The maximum near 600 cm⁻¹ corresponds to the typical frequency of stretching oxygen vibrations in Mn–O bonds in Mn–O polyhedra. There are relatively subtle changes in the Raman spectra of Oxide 1 after heat treatment for 20 min at different temperatures. In order to understand the possible heat-induced structural changes in Oxide 1, we will try to explain the origin of the two small bumps at 578 and 654 cm⁻¹, part of the broad band near 600 cm⁻¹ in the Raman spectrum of the non-heated Oxide 1 (see Fig. 8A). We will comment at first on the lines observed in the Raman spectra of the MnO₂ oxides with a complex tunnel or layered structure (Fig. 9A). It is very difficult and ambiguous to assign lines, observed in the Raman spectra of complex structures, to specific types of atomic vibrations. The problem arises because due to their large unit cell, theory predicts a large number of formally Raman-allowed normal modes, while the experimental spectra usually contain far fewer lines. Nevertheless, even in the case of poorly crystalline (or partially amorphous) materials, the frequency of a vibration is determined mainly by the local environment of the vibrating atoms. By comparing the spectra of structurally related reference oxides with a known crystal structure, some “characteristic” vibrations can be identified (Fig. 9A).

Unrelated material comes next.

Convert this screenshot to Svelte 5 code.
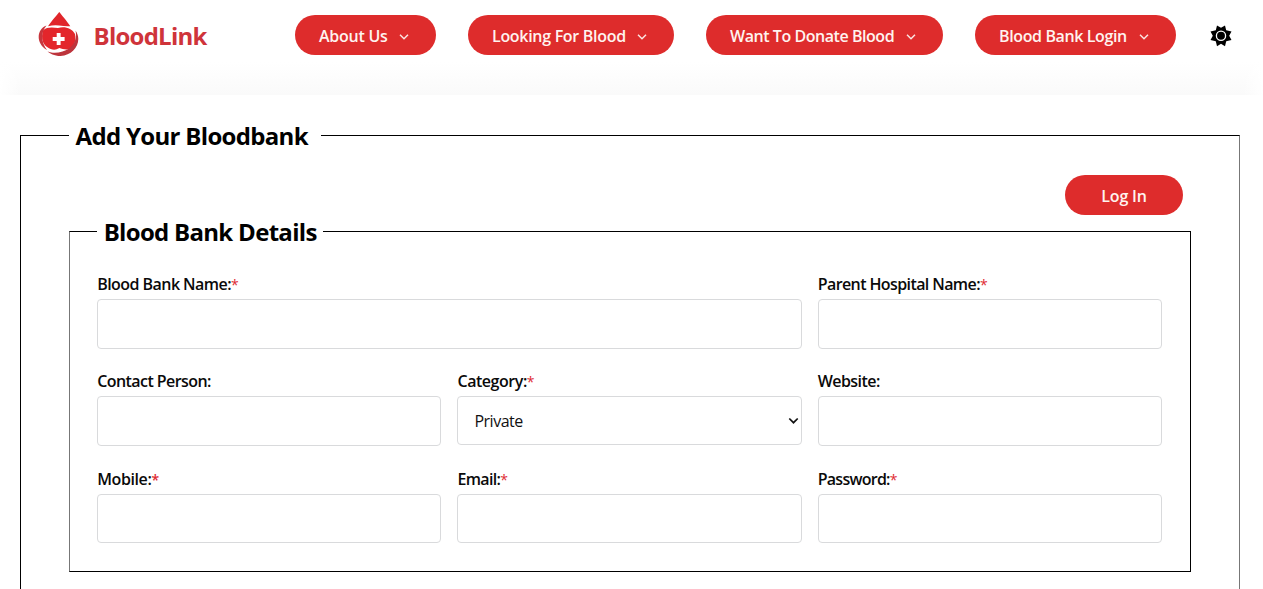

Fig. 9 (A) Raman spectra of MnO₂ oxides with a complex tunnel (black) or layered (blue) structure. The symbol mXn describes the size of the tunnels between the MnO₂ chains/layers. (B) Shape of the characteristic vibration in layered MnO₂ oxides along the hexagonal [001] direction (A_1g mode). (C and D) Shape of the characteristic vibrations in pyrolusite (β-MnO₂ with a rutile-type structure): A_1g mode (667 cm⁻¹, atomic vibrations are parallel to the tetragonal (001) plane) and E_g mode (537 cm⁻¹, atomic vibrations are along the tetragonal [001] direction).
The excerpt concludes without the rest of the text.